I think there is a new type of moderate emerging. This isn't scholarship, just thinking out loud.
Barack Obama is performing very well with college students and voters under 30. Conventional wisdom is that this is because people my age tend to be more liberal. That might be the case, but I think we're seeing something bigger, a changing of American political thought.
Lots of ink has been spilled over the transformation of American politics between the 60s and today. For much of that time we saw the calcification of a discrete political left and political right. Following that calcification (Kennedy and Goldwater were ideological opposites and personal friends) the logical next step is a villainization of the opposition. It's easier to fit a caricature for a black hat. During this period the political moderates were typically the kids in the back of the room with their arms crossed.
Inherent in political independance was a fundamental suspicion that the major parties a) did not have your best interest in mind; b) were more interested in fighting each other than solving problems; c) were probably people who couldn't hack it in a regular job OR loved the money-sex-power that politics offers in a way that other endeavors don't. This is a fine opinion to hold, but it makes it difficult to impact policy.
I think there has been a change in the last few years on what it means to be a moderate. I don't think Obama has driven this change but in some ways he is the image of this change. He is a man of faith who in his writings has a distinct preference for personal resposibility, yet he espouses largely liberal policies.
Those on the old left don't talk much about what he says about personal responsibility because this feels too conservative. Those on the right will say that his talk is mere rhetoric and when it comes to making decisions he is an old-fashioned leftists. They're both wrong.
What independants see in Obama is deliberation, a Constitutional lawyer thinking deeply about the law, someone who thinks thoroughly through issues. It's the kind of thinking you're supposed to learn at the University of Chicago, and the kind of judgement we'd like in a president.
Again, I'm an unmitigated Obama fan, but the broader point of this entry isn't "I want to kiss Obama on the mouth," he's got his flaws, is inexperienced, and his campaign has screwed the pooch for the last few weeks. My point is that there is a distinctly new way of viewing policy that is attracting young, college + educated people to Obama, and it is a legitimate change in what makes a moderate.
The politics of hope is not that hope is a strategy, rather that if we set big vision and then fill a room with smart people who think deeply about big things problems will get solved.
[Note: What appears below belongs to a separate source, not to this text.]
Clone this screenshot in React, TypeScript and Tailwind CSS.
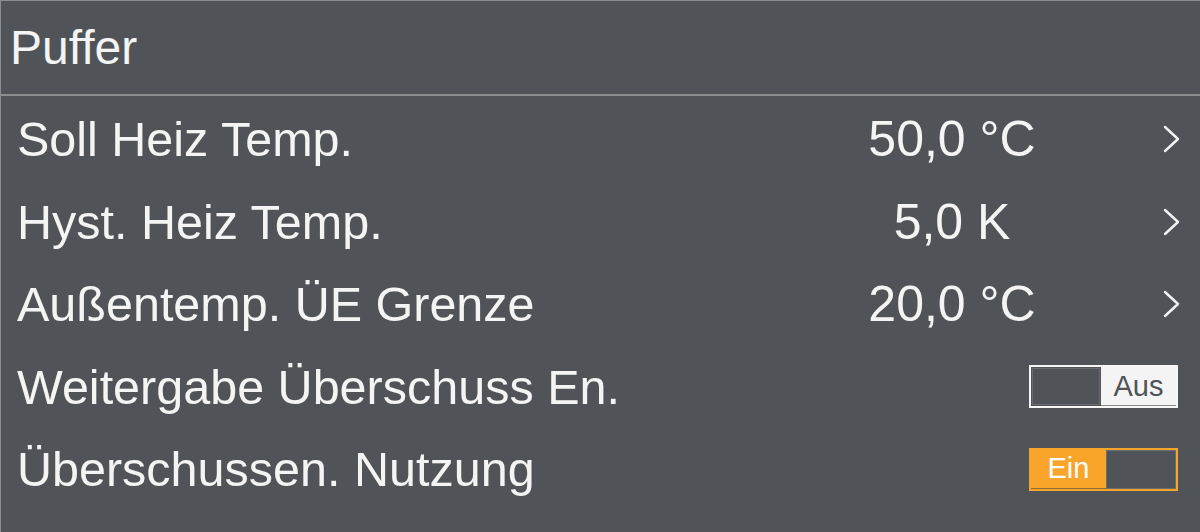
import { useState } from 'react';

type Row =
  | { kind: 'value'; label: string; value: string }
  | { kind: 'toggle'; label: string; on: boolean };

const rows: Row[] = [
  { kind: 'value', label: 'Soll Heiz Temp.', value: '50,0 °C' },
  { kind: 'value', label: 'Hyst. Heiz Temp.', value: '5,0 K' },
  { kind: 'value', label: 'Außentemp. ÜE Grenze', value: '20,0 °C' },
  { kind: 'toggle', label: 'Weitergabe Überschuss En.', on: false },
  { kind: 'toggle', label: 'Überschussen. Nutzung', on: true },
];

const Chevron = () => (
  <svg width="17" height="28" viewBox="0 0 17 28" fill="none" className="shrink-0">
    <polyline points="2,2 15,14 2,26" stroke="#f4f4f4" strokeWidth="2.4" strokeLinecap="round" strokeLinejoin="round" />
  </svg>
);

const Toggle = ({ on, onClick }: { on: boolean; onClick: () => void }) => {
  if (on) {
    return (
      <button onClick={onClick} className="mr-[2px] flex h-[43px] w-[149px] border-2 border-[#f9a52b] bg-[#f9a52b]">
        <div className="flex h-full w-[75px] items-center justify-center border-b border-[#8a6a3a] text-[29px] leading-none text-[#fdfdfd]">
          Ein
        </div>
        <div className="h-full flex-1 border border-[#6a6d70] bg-[#505458]" />
      </button>
    );
  }
  return (
    <button onClick={onClick} className="mr-[2px] flex h-[43px] w-[149px] border-2 border-[#f7f7f7] bg-[#f4f4f4]">
      <div className="h-full w-[70px] bg-[#505458] p-px">
        <div className="h-full w-full border border-[#686b6f]" />
      </div>
      <div className="flex h-full flex-1 items-center justify-center border-b border-[#8c8c8c] text-[29px] leading-none text-[#505458]">
        Aus
      </div>
    </button>
  );
};

export default function App() {
  const [toggles, setToggles] = useState<Record<number, boolean>>({ 3: false, 4: true });

  return (
    <div className="h-[532px] w-[1200px] overflow-hidden border-l border-t border-[#8a8c8e] bg-[#505458] font-['Liberation_Sans',Arial,sans-serif] text-[#f4f4f4]">
      {/* Header */}
      <div className="flex h-[95px] items-center border-b-2 border-[#8b8d8f] pl-[9px] text-[48px] leading-none">
        Puffer
      </div>

      {/* Settings list */}
      <div className="flex flex-col pt-[2px]">
        {rows.map((row, i) => (
          <div key={i} className="flex h-[82.5px] items-center pl-[16px] pr-[20px] text-[48.5px] leading-none">
            <div className="flex-1 whitespace-nowrap">{row.label}</div>
            {row.kind === 'value' ? (
              <>
                <div className="w-[240px] text-center text-[50px] whitespace-nowrap">{row.value}</div>
                <div className="w-[91px]" />
                <Chevron />
              </>
            ) : (
              <Toggle on={toggles[i]} onClick={() => setToggles({ ...toggles, [i]: !toggles[i] })} />
            )}
          </div>
        ))}
      </div>
    </div>
  );
}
Inspiration gives energy, but making change requires a thorough, fair, and accurate accounting of things like cost:benefit and an openness to smart people who disagree with you.
Obama's position on healthcare is an example of this type of thinking. The conservative position is idiotic because although conservatives are dead-on that the current system gives incentive to development they imagine away costs that we're already paying for. We do have universal healthcare, and it sucks. Primary care is delivered at emergencies rooms and by EMT-s. Unless we decide that our policy is to let uninsured people die (and trade in our definition of America) we will bear the cost of univeral healthcare in a sloppy and inefficient way. If we are already in essence paying for universal healthcare the real question is how to maximize on our ROI. As any business consultant worth his salt will tell you the job is about framing problems as questions and then working hard to answer them.
This same approach lends credence to the seemingly contradictory position of stronger border control and drivers licenses for undocumented workers. It also means that we think about illegal immigration not just as a legal or human rights issue (which of course it is) but as the manifestation of a labor market and the unintended consequence of US Latin-America policy.
The new moderate is searching for answers that won't fit on a fortune cookie, for intellectual rigor dedicated to problem solving rather than sophistry, and for an understanding that personal responsibility and community are intrinsically linked rather than opposing values.